Q: Is a thin kerf blade better for plywood?
A: Yes, often it is. Thin kerf blades require less power from the saw. This helps maintain speed when cutting dense plywood, leading to a cleaner cut.
Q: How often should I replace my plywood blade?
A: If you notice the saw bogging down or the cut getting rougher, the carbide tips are dull. For heavy use, replace it annually or when performance drops.
Q: Do I need a special blade for Baltic Birch plywood?
A: Baltic Birch is high quality, but it still benefits greatly from a high tooth count (72T or 80T) blade to keep those thin layers perfect.
Q: What does “ATB” mean on a blade package?
A: ATB stands for Alternate Top Bevel. It describes the way the tooth tips are angled. This angle is crucial for smooth, non-splintering cuts in sheet goods like plywood.
Q: Can I sharpen my carbide-tipped plywood blade?
A: Yes, professional sharpening services can restore the carbide tips. However, very cheap blades are often not worth the cost of sharpening.

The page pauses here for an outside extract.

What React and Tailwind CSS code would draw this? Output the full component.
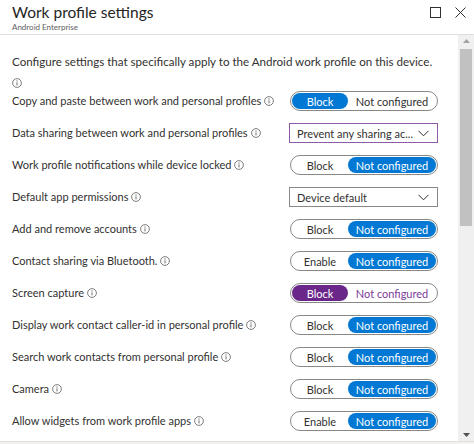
import React from "react";

const ROWS = [
  { label: "Copy and paste between work and personal profiles", kind: "toggle", left: "Block", value: "left" },
  { label: "Data sharing between work and personal profiles", kind: "select", value: "Prevent any sharing ac...", focused: true },
  { label: "Work profile notifications while device locked", kind: "toggle", left: "Block", value: "right" },
  { label: "Default app permissions", kind: "select", value: "Device default" },
  { label: "Add and remove accounts", kind: "toggle", left: "Block", value: "right" },
  { label: "Contact sharing via Bluetooth.", kind: "toggle", left: "Enable", value: "right" },
  { label: "Screen capture", kind: "toggle", left: "Block", value: "left", purple: true },
  { label: "Display work contact caller-id in personal profile", kind: "toggle", left: "Block", value: "right" },
  { label: "Search work contacts from personal profile", kind: "toggle", left: "Block", value: "right" },
  { label: "Camera", kind: "toggle", left: "Block", value: "right" },
  { label: "Allow widgets from work profile apps", kind: "toggle", left: "Enable", value: "right" },
];

function InfoIcon() {
  return (
    <svg width="10" height="10" viewBox="0 0 10 10" className="inline-block shrink-0 text-[#605e5c]">
      <circle cx="5" cy="5" r="4.4" fill="none" stroke="currentColor" strokeWidth="0.8" />
      <line x1="5" y1="4.3" x2="5" y2="7.4" stroke="currentColor" strokeWidth="0.9" />
      <circle cx="5" cy="2.9" r="0.55" fill="currentColor" />
    </svg>
  );
}

function Chevron() {
  return (
    <svg width="11" height="7" viewBox="0 0 11 7" className="text-[#323130]">
      <path d="M0.5 0.8 L5.5 5.8 L10.5 0.8" fill="none" stroke="currentColor" strokeWidth="1" />
    </svg>
  );
}

function Toggle({ left, value, purple }) {
  const on = purple ? "bg-[#6b2689] text-white" : "bg-[#0078d4] text-white";
  const offText = purple ? "text-[#7b3b99]" : "text-[#323130]";
  return (
    <div className="flex h-[20px] w-[148px] shrink-0 items-center rounded-full border border-[#8a8886] bg-white p-[1px] text-[11px] leading-none whitespace-nowrap">
      <span
        className={`flex h-full w-[56px] items-center justify-center rounded-full ${value === "left" ? on : offText}`}
      >
        {left}
      </span>
      <span
        className={`flex h-full flex-1 items-center justify-center rounded-full ${value === "right" ? on : offText}`}
      >
        Not configured
      </span>
    </div>
  );
}

function Select({ value, focused }) {
  return (
    <div
      className={`flex h-[20px] w-[149px] shrink-0 items-center justify-between border bg-white pl-[7px] pr-[8px] text-[11px] leading-none whitespace-nowrap text-[#323130] ${
        focused ? "border-[#8f5ba8]" : "border-[#8a8886]"
      }`}
    >
      <span>{value}</span>
      <Chevron />
    </div>
  );
}

export default function App() {
  return (
    <div
      className="flex h-[444px] w-[474px] flex-col overflow-hidden bg-white text-[#323130]"
      style={{ fontFamily: 'Lato, "Open Sans", sans-serif' }}
    >
      {/* blade header */}
      <header className="flex h-[35px] shrink-0 items-start justify-between border-b border-[#e1dfdd] pl-[12px] pr-[8px]">
        <div className="flex flex-col">
          <h1 className="mt-[2px] text-[15.5px] leading-[20px] text-[#252423]">Work profile settings</h1>
          <p className="text-[8px] leading-[10px] text-[#605e5c]">Android Enterprise</p>
        </div>
        <div className="mt-[7px] flex items-center gap-[14px]">
          <svg width="11" height="11" viewBox="0 0 11 11">
            <rect x="0.5" y="0.5" width="10" height="10" fill="none" stroke="#323130" strokeWidth="1" />
          </svg>
          <svg width="11" height="11" viewBox="0 0 11 11">
            <path d="M0.5 0.5 L10.5 10.5 M10.5 0.5 L0.5 10.5" stroke="#323130" strokeWidth="1" />
          </svg>
        </div>
      </header>

      <div className="flex min-h-0 flex-1">
        {/* settings list */}
        <div className="min-w-0 flex-1 overflow-hidden pl-[12px] pr-[20px] pt-[19px]">
          <p className="text-[11.6px] leading-[15px] whitespace-nowrap">
            Configure settings that specifically apply to the Android work profile on this device.
          </p>
          <div className="mt-[4px] h-[10px] leading-none">
            <InfoIcon />
          </div>
          <div className="mt-[8px] flex flex-col gap-[12px]">
            {ROWS.map((row) => (
              <div key={row.label} className="flex h-[20px] items-center justify-between">
                <span className="flex items-center gap-[3px] text-[11px] whitespace-nowrap">
                  {row.label}
                  <InfoIcon />
                </span>
                {row.kind === "toggle" ? (
                  <Toggle left={row.left} value={row.value} purple={row.purple} />
                ) : (
                  <Select value={row.value} focused={row.focused} />
                )}
              </div>
            ))}
          </div>
        </div>

        {/* vertical scrollbar */}
        <div className="flex w-[16px] shrink-0 flex-col items-center bg-[#f0f0f0] pt-[4px]">
          <svg width="7" height="4" viewBox="0 0 7 4">
            <path d="M0 4 L3.5 0 L7 4 Z" fill="#a3a3a3" />
          </svg>
          <div className="mt-[6px] h-[177px] w-[12px] bg-[#c1c1c1]" />
          <div className="flex-1" />
          <svg width="7" height="4" viewBox="0 0 7 4" className="mb-[4px]">
            <path d="M0 0 L3.5 4 L7 0 Z" fill="#505050" />
          </svg>
        </div>
      </div>
      <div className="h-[3px] shrink-0 border-t border-[#e1dfdd] bg-[#f3f2f1]" />
    </div>
  );
}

Q: Does the blade material affect the noise level?
A: Blades with anti-vibration slots and thicker steel bodies generally run quieter than thin, cheap blades.
Q: Which side of the plywood should face up when cutting?
A: Always place the face you want to look the best facing UP toward the blade. The blade cuts down, so the top face receives the initial, cleanest cut. The bottom face will always have some minor tear-out.